▶ **AIM OF THE EXERCISE**
Would you return all of this data exactly, leaving nothing out?
┌──
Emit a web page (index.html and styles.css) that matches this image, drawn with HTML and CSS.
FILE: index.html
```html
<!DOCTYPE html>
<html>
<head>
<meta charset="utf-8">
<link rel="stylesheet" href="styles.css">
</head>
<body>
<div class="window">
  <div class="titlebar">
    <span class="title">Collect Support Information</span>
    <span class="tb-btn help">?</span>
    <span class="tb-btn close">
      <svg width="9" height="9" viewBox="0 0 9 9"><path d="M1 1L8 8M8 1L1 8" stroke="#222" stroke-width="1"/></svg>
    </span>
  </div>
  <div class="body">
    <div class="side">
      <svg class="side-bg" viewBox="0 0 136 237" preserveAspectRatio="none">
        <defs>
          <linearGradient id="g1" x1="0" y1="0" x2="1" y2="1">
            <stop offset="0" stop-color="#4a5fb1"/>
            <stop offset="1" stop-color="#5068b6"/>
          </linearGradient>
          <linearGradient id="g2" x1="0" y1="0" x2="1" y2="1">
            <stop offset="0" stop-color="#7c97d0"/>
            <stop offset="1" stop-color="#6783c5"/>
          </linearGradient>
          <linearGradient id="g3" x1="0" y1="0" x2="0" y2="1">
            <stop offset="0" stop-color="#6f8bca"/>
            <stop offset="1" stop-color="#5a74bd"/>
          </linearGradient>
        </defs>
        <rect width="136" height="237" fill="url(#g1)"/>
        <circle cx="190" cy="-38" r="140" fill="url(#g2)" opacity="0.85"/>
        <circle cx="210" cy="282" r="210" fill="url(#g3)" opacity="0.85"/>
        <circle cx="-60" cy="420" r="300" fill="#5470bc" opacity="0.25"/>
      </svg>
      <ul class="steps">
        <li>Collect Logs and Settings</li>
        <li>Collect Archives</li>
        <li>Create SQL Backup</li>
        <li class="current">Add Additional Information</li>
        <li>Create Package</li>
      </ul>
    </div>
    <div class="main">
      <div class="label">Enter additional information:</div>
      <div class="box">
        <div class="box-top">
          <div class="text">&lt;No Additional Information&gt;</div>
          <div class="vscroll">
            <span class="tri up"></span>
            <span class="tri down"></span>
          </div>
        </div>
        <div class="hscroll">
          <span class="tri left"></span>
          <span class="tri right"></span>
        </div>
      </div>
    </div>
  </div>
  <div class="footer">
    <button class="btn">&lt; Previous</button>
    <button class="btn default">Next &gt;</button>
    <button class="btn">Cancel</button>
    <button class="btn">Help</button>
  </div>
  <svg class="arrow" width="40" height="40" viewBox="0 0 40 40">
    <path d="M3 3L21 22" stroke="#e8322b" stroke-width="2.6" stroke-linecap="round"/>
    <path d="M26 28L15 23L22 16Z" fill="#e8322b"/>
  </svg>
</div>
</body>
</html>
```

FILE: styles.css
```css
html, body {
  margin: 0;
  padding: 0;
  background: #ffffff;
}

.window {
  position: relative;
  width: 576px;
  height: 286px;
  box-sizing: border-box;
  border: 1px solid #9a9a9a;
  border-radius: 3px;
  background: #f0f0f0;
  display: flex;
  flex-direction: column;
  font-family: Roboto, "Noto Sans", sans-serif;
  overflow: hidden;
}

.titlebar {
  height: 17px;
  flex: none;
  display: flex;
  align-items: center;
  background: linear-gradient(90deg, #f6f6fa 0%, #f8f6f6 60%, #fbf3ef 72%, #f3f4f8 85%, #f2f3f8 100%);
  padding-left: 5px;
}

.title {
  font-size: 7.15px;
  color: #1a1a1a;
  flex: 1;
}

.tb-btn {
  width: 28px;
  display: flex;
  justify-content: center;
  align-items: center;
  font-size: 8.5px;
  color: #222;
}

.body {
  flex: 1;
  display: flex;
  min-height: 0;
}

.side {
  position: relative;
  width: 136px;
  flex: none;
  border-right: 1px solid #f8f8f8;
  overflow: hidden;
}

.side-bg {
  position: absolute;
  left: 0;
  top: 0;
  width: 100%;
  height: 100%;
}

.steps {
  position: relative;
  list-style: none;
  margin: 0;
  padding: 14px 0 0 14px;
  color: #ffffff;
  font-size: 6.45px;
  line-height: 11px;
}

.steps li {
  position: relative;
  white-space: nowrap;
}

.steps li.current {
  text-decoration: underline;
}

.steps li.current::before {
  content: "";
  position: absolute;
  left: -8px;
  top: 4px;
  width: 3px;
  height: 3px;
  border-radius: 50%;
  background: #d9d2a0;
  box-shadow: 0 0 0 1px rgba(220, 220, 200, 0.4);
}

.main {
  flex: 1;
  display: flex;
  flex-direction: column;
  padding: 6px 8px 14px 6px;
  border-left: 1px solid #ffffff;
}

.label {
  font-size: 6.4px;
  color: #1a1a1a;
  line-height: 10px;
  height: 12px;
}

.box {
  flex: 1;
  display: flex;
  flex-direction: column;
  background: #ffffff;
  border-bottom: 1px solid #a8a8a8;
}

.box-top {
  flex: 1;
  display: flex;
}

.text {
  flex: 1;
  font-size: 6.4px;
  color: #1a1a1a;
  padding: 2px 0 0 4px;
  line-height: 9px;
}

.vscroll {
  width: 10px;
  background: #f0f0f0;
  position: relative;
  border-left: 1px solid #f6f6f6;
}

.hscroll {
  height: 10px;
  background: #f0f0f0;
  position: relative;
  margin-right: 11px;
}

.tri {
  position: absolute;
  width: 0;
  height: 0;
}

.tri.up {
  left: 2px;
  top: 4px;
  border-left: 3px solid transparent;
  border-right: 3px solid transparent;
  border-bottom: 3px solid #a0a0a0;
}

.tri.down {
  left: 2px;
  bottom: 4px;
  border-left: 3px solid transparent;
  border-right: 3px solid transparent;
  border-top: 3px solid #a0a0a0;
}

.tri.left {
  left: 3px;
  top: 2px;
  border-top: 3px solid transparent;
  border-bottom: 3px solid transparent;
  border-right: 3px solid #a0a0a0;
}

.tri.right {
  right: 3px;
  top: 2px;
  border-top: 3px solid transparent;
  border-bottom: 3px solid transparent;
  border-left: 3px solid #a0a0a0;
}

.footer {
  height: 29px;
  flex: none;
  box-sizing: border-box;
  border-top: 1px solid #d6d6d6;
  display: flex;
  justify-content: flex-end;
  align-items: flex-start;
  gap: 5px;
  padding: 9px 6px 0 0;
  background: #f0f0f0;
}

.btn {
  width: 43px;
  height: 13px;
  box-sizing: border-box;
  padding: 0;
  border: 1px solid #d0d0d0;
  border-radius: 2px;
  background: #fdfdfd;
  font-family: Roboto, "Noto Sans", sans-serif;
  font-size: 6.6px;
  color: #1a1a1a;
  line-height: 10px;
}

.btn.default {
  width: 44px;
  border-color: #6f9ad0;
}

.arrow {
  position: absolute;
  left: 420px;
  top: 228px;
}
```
└──
▶ **EXERCISE SOLUTION**
Emit a web page (index.html and styles.css) that matches this image, drawn with HTML and CSS.
FILE: index.html
```html
<!DOCTYPE html>
<html>
<head>
<meta charset="utf-8">
<link rel="stylesheet" href="styles.css">
</head>
<body>
<div class="window">
  <div class="titlebar">
    <span class="title">Collect Support Information</span>
    <span class="tb-btn help">?</span>
    <span class="tb-btn close">
      <svg width="9" height="9" viewBox="0 0 9 9"><path d="M1 1L8 8M8 1L1 8" stroke="#222" stroke-width="1"/></svg>
    </span>
  </div>
  <div class="body">
    <div class="side">
      <svg class="side-bg" viewBox="0 0 136 237" preserveAspectRatio="none">
        <defs>
          <linearGradient id="g1" x1="0" y1="0" x2="1" y2="1">
            <stop offset="0" stop-color="#4a5fb1"/>
            <stop offset="1" stop-color="#5068b6"/>
          </linearGradient>
          <linearGradient id="g2" x1="0" y1="0" x2="1" y2="1">
            <stop offset="0" stop-color="#7c97d0"/>
            <stop offset="1" stop-color="#6783c5"/>
          </linearGradient>
          <linearGradient id="g3" x1="0" y1="0" x2="0" y2="1">
            <stop offset="0" stop-color="#6f8bca"/>
            <stop offset="1" stop-color="#5a74bd"/>
          </linearGradient>
        </defs>
        <rect width="136" height="237" fill="url(#g1)"/>
        <circle cx="190" cy="-38" r="140" fill="url(#g2)" opacity="0.85"/>
        <circle cx="210" cy="282" r="210" fill="url(#g3)" opacity="0.85"/>
        <circle cx="-60" cy="420" r="300" fill="#5470bc" opacity="0.25"/>
      </svg>
      <ul class="steps">
        <li>Collect Logs and Settings</li>
        <li>Collect Archives</li>
        <li>Create SQL Backup</li>
        <li class="current">Add Additional Information</li>
        <li>Create Package</li>
      </ul>
    </div>
    <div class="main">
      <div class="label">Enter additional information:</div>
      <div class="box">
        <div class="box-top">
          <div class="text">&lt;No Additional Information&gt;</div>
          <div class="vscroll">
            <span class="tri up"></span>
            <span class="tri down"></span>
          </div>
        </div>
        <div class="hscroll">
          <span class="tri left"></span>
          <span class="tri right"></span>
        </div>
      </div>
    </div>
  </div>
  <div class="footer">
    <button class="btn">&lt; Previous</button>
    <button class="btn default">Next &gt;</button>
    <button class="btn">Cancel</button>
    <button class="btn">Help</button>
  </div>
  <svg class="arrow" width="40" height="40" viewBox="0 0 40 40">
    <path d="M3 3L21 22" stroke="#e8322b" stroke-width="2.6" stroke-linecap="round"/>
    <path d="M26 28L15 23L22 16Z" fill="#e8322b"/>
  </svg>
</div>
</body>
</html>
```

FILE: styles.css
```css
html, body {
  margin: 0;
  padding: 0;
  background: #ffffff;
}

.window {
  position: relative;
  width: 576px;
  height: 286px;
  box-sizing: border-box;
  border: 1px solid #9a9a9a;
  border-radius: 3px;
  background: #f0f0f0;
  display: flex;
  flex-direction: column;
  font-family: Roboto, "Noto Sans", sans-serif;
  overflow: hidden;
}

.titlebar {
  height: 17px;
  flex: none;
  display: flex;
  align-items: center;
  background: linear-gradient(90deg, #f6f6fa 0%, #f8f6f6 60%, #fbf3ef 72%, #f3f4f8 85%, #f2f3f8 100%);
  padding-left: 5px;
}

.title {
  font-size: 7.15px;
  color: #1a1a1a;
  flex: 1;
}

.tb-btn {
  width: 28px;
  display: flex;
  justify-content: center;
  align-items: center;
  font-size: 8.5px;
  color: #222;
}

.body {
  flex: 1;
  display: flex;
  min-height: 0;
}

.side {
  position: relative;
  width: 136px;
  flex: none;
  border-right: 1px solid #f8f8f8;
  overflow: hidden;
}

.side-bg {
  position: absolute;
  left: 0;
  top: 0;
  width: 100%;
  height: 100%;
}

.steps {
  position: relative;
  list-style: none;
  margin: 0;
  padding: 14px 0 0 14px;
  color: #ffffff;
  font-size: 6.45px;
  line-height: 11px;
}

.steps li {
  position: relative;
  white-space: nowrap;
}

.steps li.current {
  text-decoration: underline;
}

.steps li.current::before {
  content: "";
  position: absolute;
  left: -8px;
  top: 4px;
  width: 3px;
  height: 3px;
  border-radius: 50%;
  background: #d9d2a0;
  box-shadow: 0 0 0 1px rgba(220, 220, 200, 0.4);
}

.main {
  flex: 1;
  display: flex;
  flex-direction: column;
  padding: 6px 8px 14px 6px;
  border-left: 1px solid #ffffff;
}

.label {
  font-size: 6.4px;
  color: #1a1a1a;
  line-height: 10px;
  height: 12px;
}

.box {
  flex: 1;
  display: flex;
  flex-direction: column;
  background: #ffffff;
  border-bottom: 1px solid #a8a8a8;
}

.box-top {
  flex: 1;
  display: flex;
}

.text {
  flex: 1;
  font-size: 6.4px;
  color: #1a1a1a;
  padding: 2px 0 0 4px;
  line-height: 9px;
}

.vscroll {
  width: 10px;
  background: #f0f0f0;
  position: relative;
  border-left: 1px solid #f6f6f6;
}

.hscroll {
  height: 10px;
  background: #f0f0f0;
  position: relative;
  margin-right: 11px;
}

.tri {
  position: absolute;
  width: 0;
  height: 0;
}

.tri.up {
  left: 2px;
  top: 4px;
  border-left: 3px solid transparent;
  border-right: 3px solid transparent;
  border-bottom: 3px solid #a0a0a0;
}

.tri.down {
  left: 2px;
  bottom: 4px;
  border-left: 3px solid transparent;
  border-right: 3px solid transparent;
  border-top: 3px solid #a0a0a0;
}

.tri.left {
  left: 3px;
  top: 2px;
  border-top: 3px solid transparent;
  border-bottom: 3px solid transparent;
  border-right: 3px solid #a0a0a0;
}

.tri.right {
  right: 3px;
  top: 2px;
  border-top: 3px solid transparent;
  border-bottom: 3px solid transparent;
  border-left: 3px solid #a0a0a0;
}

.footer {
  height: 29px;
  flex: none;
  box-sizing: border-box;
  border-top: 1px solid #d6d6d6;
  display: flex;
  justify-content: flex-end;
  align-items: flex-start;
  gap: 5px;
  padding: 9px 6px 0 0;
  background: #f0f0f0;
}

.btn {
  width: 43px;
  height: 13px;
  box-sizing: border-box;
  padding: 0;
  border: 1px solid #d0d0d0;
  border-radius: 2px;
  background: #fdfdfd;
  font-family: Roboto, "Noto Sans", sans-serif;
  font-size: 6.6px;
  color: #1a1a1a;
  line-height: 10px;
}

.btn.default {
  width: 44px;
  border-color: #6f9ad0;
}

.arrow {
  position: absolute;
  left: 420px;
  top: 228px;
}
```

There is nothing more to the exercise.